Senate Commerce Committee and the NASA authorization bill

During an executive session Wednesday morning, the Senate Commerce Committee marked up and approved S.2541, the NASA Authorization Act of 2004. The bill was approved on a voice vote after a short discussion and adoption of a few amendments. There was some heated discussion about one amendment, proposed by Sen. Bill Nelson (D-FL), but listening to the webcast of the hearing, and not seeing the text of the amendment, it wasn’t clear exactly what the concerns expressed by other members (including Sen. Sam Brownback (R-KS)) were about Nelson’s amendment.

In any event, this is all largely academic. There is no House version of the bill and, back in July, House Majority Leader Tom DeLay (R-TX) made it clear it was highly unlikely the House would find time to consider one before adjourning for the year. Given that, I would be surprised if the full Senate takes up the bill, particularly with some much other work to do in limited time.

6 comments to Senate Commerce Committee and the NASA authorization bill

  • Harold LaValley

    This article fills in the gap on the why an amendment was put forth with the extra money for shuttle and hubble.

    Senate Committee on Commerce, Science and Transportation Approves NASA Authorization Act
    Includes Amendment Introduced by Sen. Hutchison to Maintain U.S. Access to Space

  • Harold LaValley

    Status of FY2005 Appropriations Bills

  • Harold LaValley

    Space Watch: NASA gets a budget boost

    If the bill and amendment package approved by the Appropriations Committee actually does arrive on the Senate floor, some Democrats who approved the measure in the committee warned that a fight is looming.

    “I’m not going to offer an amendment today,” said Sen. Byron L. Dorgan, D-N.D. “But this needs to be addressed on the floor of the Senate.”

    Even Stevens warned inflating the budget with emergency spending measures was likely to trigger other objections.

    “(The White House Office of Management and Budget) is disturbed by the level of emergencies we’ve been spending,” Stevens said.

    Others who wound up supporting Mikulski’s move did so reluctantly.

    “I support this amendment, but I don’t like supporting this amendment,” said Sen. Sam Brownback, R-Kan.

    end qoute

    Well which is it do you or do you not support the amendment.

  • John Malkin

    In American English they are saying they support the money but they don’t want the blame for spending the money. They want the blame to go to the entire senate and/or house. What would we do without politics? That is rhetorical.

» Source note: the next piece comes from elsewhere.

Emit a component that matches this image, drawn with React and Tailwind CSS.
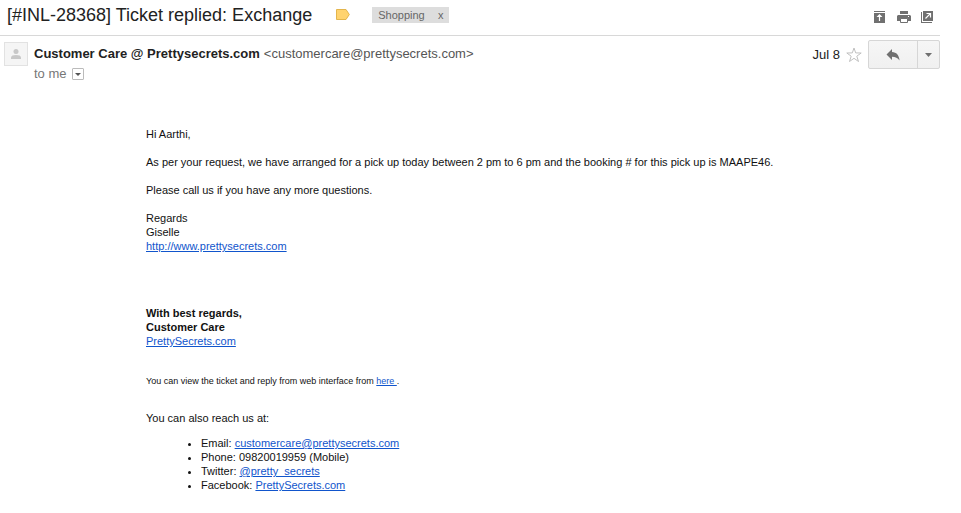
import React from "react";

const linkClass = "text-[#1155cc] underline underline-offset-1";

function Toolbar() {
  return (
    <div className="ml-auto flex items-center gap-2 pr-1 pt-1.5 text-[#707070]">
      <button type="button" aria-label="Archive thread" className="flex h-4 w-4 justify-center">
        <svg width="12" height="14" viewBox="0 0 12 14">
          <path d="M0 1h11v1H0zM0 3h11v10H0z" fill="currentColor" />
          <path d="M5.5 4 8.500 7H6.100V11H4.900V7H2.500z" fill="#fff" />
        </svg>
      </button>
      <button type="button" aria-label="Print all" className="flex h-4 w-4 justify-center">
        <svg width="14" height="14" viewBox="0 0 14 14">
          <path d="M3 1h8v3H3zM1 5h12l1 1v5h-3V9H3v2H0V6z" fill="currentColor" />
          <path d="M3.5 8.500h7v4h-7z" fill="#fff" stroke="currentColor" />
          <path d="M11 6h1v1h-1z" fill="#fff" />
        </svg>
      </button>
      <button type="button" aria-label="Open in new window" className="flex h-4 w-4 justify-center">
        <svg width="14" height="14" viewBox="0 0 14 14">
          <path d="M0 2h1v10h10v1H0zM2 1h10v10H2z" fill="currentColor" />
          <path d="M4.500 8.500 9.300 3.700M5.500 3.500h4v4" fill="none" stroke="#fff" strokeWidth="1.2" />
        </svg>
      </button>
    </div>
  );
}

function SubjectBar() {
  return (
    <header className="flex h-9 items-center border-b border-[#d8d8d8] pb-1.5 pl-[7px]">
      <h1 className="text-lg leading-6 text-[#222]">[#INL-28368] Ticket replied: Exchange</h1>
      <button type="button" aria-label="Important" className="ml-6">
        <svg width="14" height="11" viewBox="0 0 14 11">
          <path d="M0.5 0.5h9.5l3.3 5-3.3 5H0.5z" fill="#ffd36e" stroke="#e3b54c" />
        </svg>
      </button>
      <div className="ml-[22px] flex h-4 items-center bg-[#ddd] text-[11px] leading-4 text-[#666]">
        <span className="pl-1.5">Shopping</span>
        <button type="button" aria-label="Remove label Shopping" className="ml-2 w-4">x</button>
      </div>
      <Toolbar />
    </header>
  );
}

function SenderRow() {
  return (
    <div className="flex items-start pt-1">
      <div className="ml-1 mt-0.5 flex h-6 w-6 shrink-0 items-center justify-center border border-[#e2e2e2] bg-[#f5f5f5]">
        <svg width="10" height="12" viewBox="0 0 10 12" fill="#c8c8c8">
          <circle cx="5" cy="3.5" r="2.5" />
          <path d="M0 11V9.5C0 7.8 2.2 7 5 7s5 .8 5 2.5V11z" />
        </svg>
      </div>
      <div className="ml-1.5 mt-1 text-[13px] leading-5 text-[#555]">
        <div>
          <span className="font-bold text-[#222]">Customer Care @ Prettysecrets.com</span>
          <span className="ml-1">&lt;customercare@prettysecrets.com&gt;</span>
        </div>
        <div className="flex items-center text-[#777]">
          to me
          <button type="button" aria-label="Show details" className="ml-[5px] flex h-3 w-3 items-center justify-center rounded-[1px] border border-[#bbb]">
            <svg width="6" height="3" viewBox="0 0 6 3"><path d="M0 0h6L3 3z" fill="#555" /></svg>
          </button>
        </div>
      </div>
      <div className="ml-auto flex items-center">
        <time className="text-[13px] leading-5 text-[#222]">Jul 8</time>
        <button type="button" aria-label="Star" className="ml-1.5">
          <svg width="16" height="16" viewBox="0 0 16 16">
            <path d="M8 1 9.7 5.9 15.2 6 10.8 9.2 12.5 14.5 8 11.3 3.5 14.5 5.2 9.2 0.8 6 6.3 5.9z" fill="#fff" stroke="#c0c0c0" />
          </svg>
        </button>
        <div className="ml-1.5 flex h-[29px] w-[72px] rounded-[2px] border border-[#d6d6d6] bg-linear-to-b from-[#f6f6f6] to-[#f0f0f0]">
          <button type="button" aria-label="Reply" className="flex flex-1 items-center justify-center border-r border-[#d6d6d6]">
            <svg width="14" height="12" viewBox="0 0 14 12">
              <path d="M6 0v3C10.500 3.200 13 6 13.500 11.500 11.800 8.900 9.500 7.800 6 7.800V11L0.500 5.500z" fill="#707070" />
            </svg>
          </button>
          <button type="button" aria-label="More" className="flex w-[21px] items-center justify-center">
            <svg width="7" height="4" viewBox="0 0 7 4"><path d="M0 0h7L3.5 4z" fill="#707070" /></svg>
          </button>
        </div>
      </div>
    </div>
  );
}

function Message() {
  return (
    <article className="ml-[146px] pt-[43px] text-[11px] leading-[14px] text-[#111]">
      <p>Hi Aarthi,</p>
      <p className="mt-3.5">
        As per your request, we have arranged for a pick up today between 2 pm to 6 pm and the booking # for this pick up is MAAPE46.
      </p>
      <p className="mt-3.5">Please call us if you have any more questions.</p>
      <p className="mt-3.5">
        Regards<br />
        Giselle<br />
        <a href="#site" className={linkClass}>http://www.prettysecrets.com</a>
      </p>
      <p className="mt-[53px]">
        <strong>With best regards,<br />Customer Care</strong><br />
        <a href="#signature" className={linkClass}>PrettySecrets.com</a>
      </p>
      <p className="mt-[26px] text-[9px]">
        You can view the ticket and reply from web interface from <a href="#ticket" className={linkClass}>here </a>.
      </p>
      <p className="mt-[23px]">You can also reach us at:</p>
      <ul className="mt-[11px] list-disc pl-[55px]">
        <li>Email: <a href="#email" className={linkClass}>customercare@prettysecrets.com</a></li>
        <li>Phone: 09820019959 (Mobile)</li>
        <li>Twitter: <a href="#twitter" className={linkClass}>@pretty_secrets</a></li>
        <li>Facebook: <a href="#facebook" className={linkClass}>PrettySecrets.com</a></li>
      </ul>
    </article>
  );
}

export default function App() {
  return (
    <main className="min-h-screen bg-white pr-[21px] font-['Liberation_Sans',Arial,sans-serif]">
      <SubjectBar />
      <SenderRow />
      <Message />
    </main>
  );
}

    At least they are talking about space, Americans may yet get out of earth orbit before the quater century.

  • Don

    Did anyone see anything in this bill related to the search for Earth-like planets? It seems with the new discovery of two new Neptune-sized planets that this would be a hotter topic and something Congress should be encouraging.

  • Jim

    Folks, you have to keep the different bills and amendments straight. Jeff’s original post was about the NASA Authorization bill being considered in the Senate Commerce Committee. The “controversial” amendment to that Authorization bill is indeed described by Sen. Hutchison (R-TX)’s news release cited above on Spaceref, basically says that the Space Shuttle should continue flying until AFTER a U.S. CEV is flying. The fact that there is no money to develop a CEV without retiring the Shuttle seems to be completely lost on Sen. Hutchison.

    That is why there was controversy at the markup.